▶ [Written request]: For the data below, report the number of lines that contain the string "with" and nothing else.
-------- Raw data
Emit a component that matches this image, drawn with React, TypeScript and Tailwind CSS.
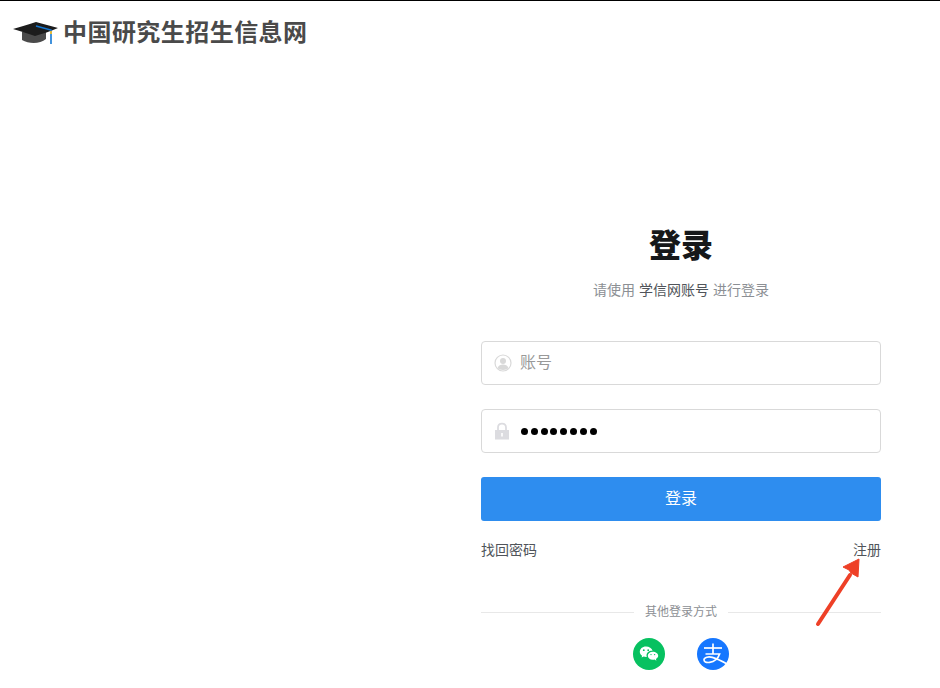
const cjk = '[font-family:"Liberation_Sans","Noto_Sans_CJK_SC",sans-serif]'

function GradCap() {
  return (
    <svg width="46" height="26" viewBox="0 0 46 26" className="shrink-0">
      <path d="M9 12 L9 20 C16 24 27 24 33 19 L33 12 Z" fill="#4a4a4a" />
      <path d="M0 9 C8 7 16 4 23 2 C30 4 38 6 45 8 C38 11 29 14 22 16 C15 14 8 11 0 9 Z" fill="#1c1c1c" />
      <path d="M23 6 L38 10 L38 24" fill="none" stroke="#1478d4" strokeWidth="1.6" />
      <rect x="37" y="11" width="2" height="3" fill="#e0b83c" />
    </svg>
  )
}

function UserIcon() {
  return (
    <svg width="18" height="18" viewBox="0 0 18 18" className="shrink-0">
      <circle cx="9" cy="9" r="8" fill="none" stroke="#d9d9d9" strokeWidth="1.2" />
      <circle cx="9" cy="7" r="3" fill="#d9d9d9" />
      <path d="M3.6 14 C4.5 11.2 6.6 10.4 9 10.4 C11.4 10.4 13.5 11.2 14.4 14 C12.8 16.6 5.2 16.6 3.6 14 Z" fill="#d9d9d9" />
    </svg>
  )
}

function LockIcon() {
  return (
    <svg width="16" height="18" viewBox="0 0 16 18" className="shrink-0">
      <path d="M4 8 V5.5 C4 3 5.8 1.6 8 1.6 C10.2 1.6 12 3 12 5.5 V8" fill="none" stroke="#dcdce0" strokeWidth="1.8" />
      <rect x="1" y="8" width="14" height="9.5" fill="#dcdce0" />
      <rect x="7.2" y="11" width="1.6" height="3.5" fill="#ffffff" />
    </svg>
  )
}

function WechatIcon() {
  return (
    <svg width="32" height="32" viewBox="0 0 32 32">
      <circle cx="16" cy="16" r="16" fill="#07c160" />
      <path d="M13 8.5 C9.2 8.5 6.8 11 6.8 13.8 C6.8 15.4 7.7 16.8 9.1 17.7 L8.6 19.6 L10.7 18.5 C11.5 18.8 12.3 18.9 13.1 18.9 C13.3 18.9 13.6 18.9 13.8 18.9 C13.6 18.4 13.5 17.9 13.5 17.4 C13.5 14.9 15.9 12.8 19 12.8 L19.6 12.8 C18.8 10.3 16.2 8.5 13 8.5 Z" fill="#ffffff" />
      <path d="M19.8 13.8 C16.9 13.8 14.8 15.6 14.8 17.8 C14.8 20 16.9 21.8 19.8 21.8 C20.4 21.8 21 21.7 21.5 21.6 L23.4 22.7 L22.9 21 C24.3 20.2 25.2 19.1 25.2 17.8 C25.2 15.6 22.8 13.8 19.8 13.8 Z" fill="#ffffff" />
      <circle cx="10.8" cy="12.2" r="0.9" fill="#07c160" />
      <circle cx="15.2" cy="12.2" r="0.9" fill="#07c160" />
      <circle cx="18" cy="16.6" r="0.7" fill="#07c160" />
      <circle cx="21.6" cy="16.6" r="0.7" fill="#07c160" />
    </svg>
  )
}

function AlipayIcon() {
  return (
    <svg width="32" height="32" viewBox="0 0 32 32">
      <circle cx="16" cy="16" r="16" fill="#1677ff" />
      <g fill="none" stroke="#ffffff" strokeWidth="1.7">
        <path d="M7 10 H25" />
        <path d="M16 5.6 V16" />
        <path d="M8.5 16 H22.6 C21 20.6 17.6 23.8 12.6 24.4 C8.8 24.8 6.8 23.6 7 21.6 C7.3 19.2 11.6 18.4 15.4 19.4 C20 20.6 25 23.2 31 26.4" />
      </g>
    </svg>
  )
}

export default function App() {
  return (
    <div className={`relative h-[688px] w-[940px] overflow-hidden border-t border-black bg-white ${cjk}`}>
      <header className="flex items-center gap-1 pl-[13px] pt-[19px]">
        <GradCap />
        <span className="text-[24px] leading-[26px] font-bold tracking-[0.45px] text-[#4a4a4a]">中国研究生招生信息网</span>
      </header>

      <main className="ml-[481px] mt-[178px] flex w-[400px] flex-col">
        <h1 className="text-center text-[32px] leading-[44px] font-black text-[#16181a]">登录</h1>
        <p className="mt-3 text-center text-sm leading-5 text-[#8c8f94]">
          请使用 <span className="text-[#50545a]">学信网账号</span> 进行登录
        </p>

        <div className="mt-[41px] flex h-11 items-center gap-2 rounded border border-[#d9d9d9] pl-3">
          <UserIcon />
          <span className="text-base text-[#999999]">账号</span>
        </div>

        <div className="mt-[24px] flex h-11 items-center gap-[11px] rounded border border-[#d9d9d9] pl-3">
          <LockIcon />
          <span className="flex gap-[2.8px]">
            {[0, 1, 2, 3, 4, 5, 6, 7].map((i) => (
              <span key={i} className="size-[7px] rounded-full bg-black" />
            ))}
          </span>
        </div>

        <button type="button" className="mt-[24px] h-11 rounded-[3px] bg-[#2e8def] text-base text-white">
          登录
        </button>

        <div className="mt-[19px] flex justify-between text-sm leading-[20px] text-[#50545a]">
          <span>找回密码</span>
          <span>注册</span>
        </div>

        <div className="mt-[44px] flex items-center gap-[11px]">
          <div className="h-px flex-1 bg-[#e8e8e8]" />
          <span className="text-xs leading-4 text-[#8c8f94]">其他登录方式</span>
          <div className="h-px flex-1 bg-[#e8e8e8]" />
        </div>

        <div className="mt-[18px] flex justify-center gap-8">
          <WechatIcon />
          <AlipayIcon />
        </div>
      </main>

      {/* annotation arrow on top of the page */}
      <svg width="60" height="80" viewBox="0 0 60 80" className="absolute left-[810px] top-[554px]">
        <path d="M8 69 L40 20" stroke="#ee4027" strokeWidth="4" strokeLinecap="round" fill="none" />
        <path d="M49 4 L33 12 L39 15 L41 18 L48 22 Z" fill="#ee4027" stroke="#ee4027" strokeWidth="1" strokeLinejoin="round" />
      </svg>
    </div>
  )
}
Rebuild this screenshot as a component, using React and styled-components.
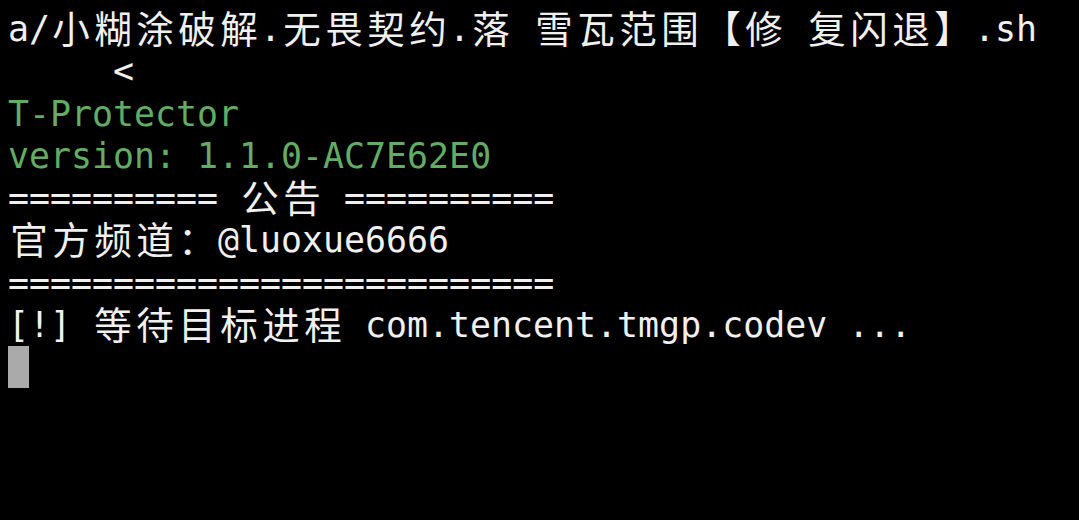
import React from "react";
import styled, { createGlobalStyle } from "styled-components";

const Global = createGlobalStyle`
  html, body {
    margin: 0;
    padding: 0;
    background: #000;
  }
  #root {
    min-height: 100vh;
    background: #000;
  }
`;

const Screen = styled.div`
  box-sizing: border-box;
  min-height: 100vh;
  padding: 8px;
  background: #000;
  color: #f0f0f0;
  font-family: "DejaVu Sans Mono", "Noto Sans CJK SC", monospace;
  font-size: 34.9px;
  line-height: 42.25px;
  display: flex;
  flex-direction: column;
`;

const Line = styled.div`
  white-space: pre;
  height: 42.25px;
  overflow: visible;
  color: ${(p) => (p.$tone === "green" ? "#62ad62" : "#f0f0f0")};
`;

const Wide = styled.span`
  display: inline-block;
  width: 42px;
  height: 42.25px;
  vertical-align: top;
  text-align: center;
  font-size: 37.5px;
  line-height: 44px;
`;

const Cursor = styled.div`
  width: 21px;
  height: 42px;
  background: #aaaaaa;
`;

const WIDE_RE = /[\u2E80-\u9FFF\u3000-\u303F\uFF00-\uFFEF\u3010\u3011]/;

function TermText({ text }) {
  const parts = [];
  let buf = "";
  let key = 0;
  for (const ch of text) {
    if (WIDE_RE.test(ch)) {
      if (buf) {
        parts.push(<span key={key++}>{buf}</span>);
        buf = "";
      }
      parts.push(<Wide key={key++}>{ch}</Wide>);
    } else {
      buf += ch;
    }
  }
  if (buf) parts.push(<span key={key++}>{buf}</span>);
  return parts;
}

const lines = [
  { text: "a/小糊涂破解.无畏契约.落 雪瓦范围【修 复闪退】.sh" },
  { text: "     <" },
  { text: "T-Protector", tone: "green" },
  { text: "version: 1.1.0-AC7E62E0", tone: "green" },
  { text: "========== 公告 ==========" },
  { text: "官方频道：@luoxue6666" },
  { text: "==========================" },
  { text: "[!] 等待目标进程 com.tencent.tmgp.codev ..." },
];

export default function App() {
  return (
    <>
      <Global />
      <Screen>
        {lines.map((l, i) => (
          <Line key={i} $tone={l.tone}>
            <TermText text={l.text} />
          </Line>
        ))}
        <Cursor />
      </Screen>
    </>
  );
}
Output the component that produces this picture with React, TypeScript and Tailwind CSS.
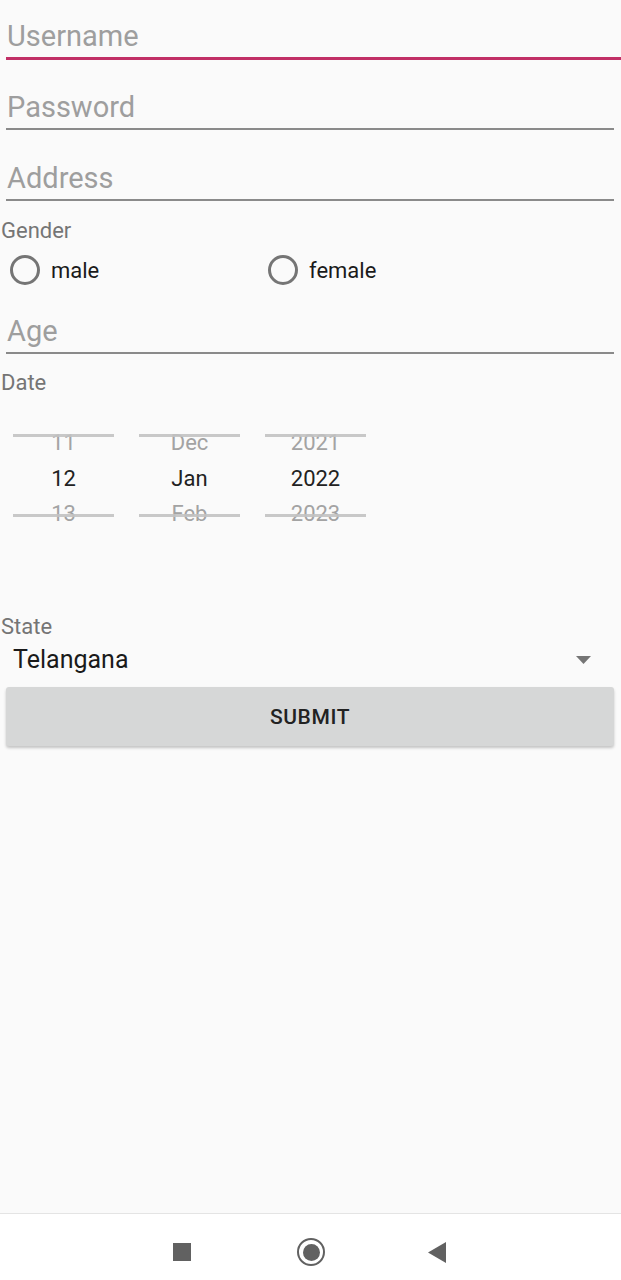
----------------
▶ [Task output]: 2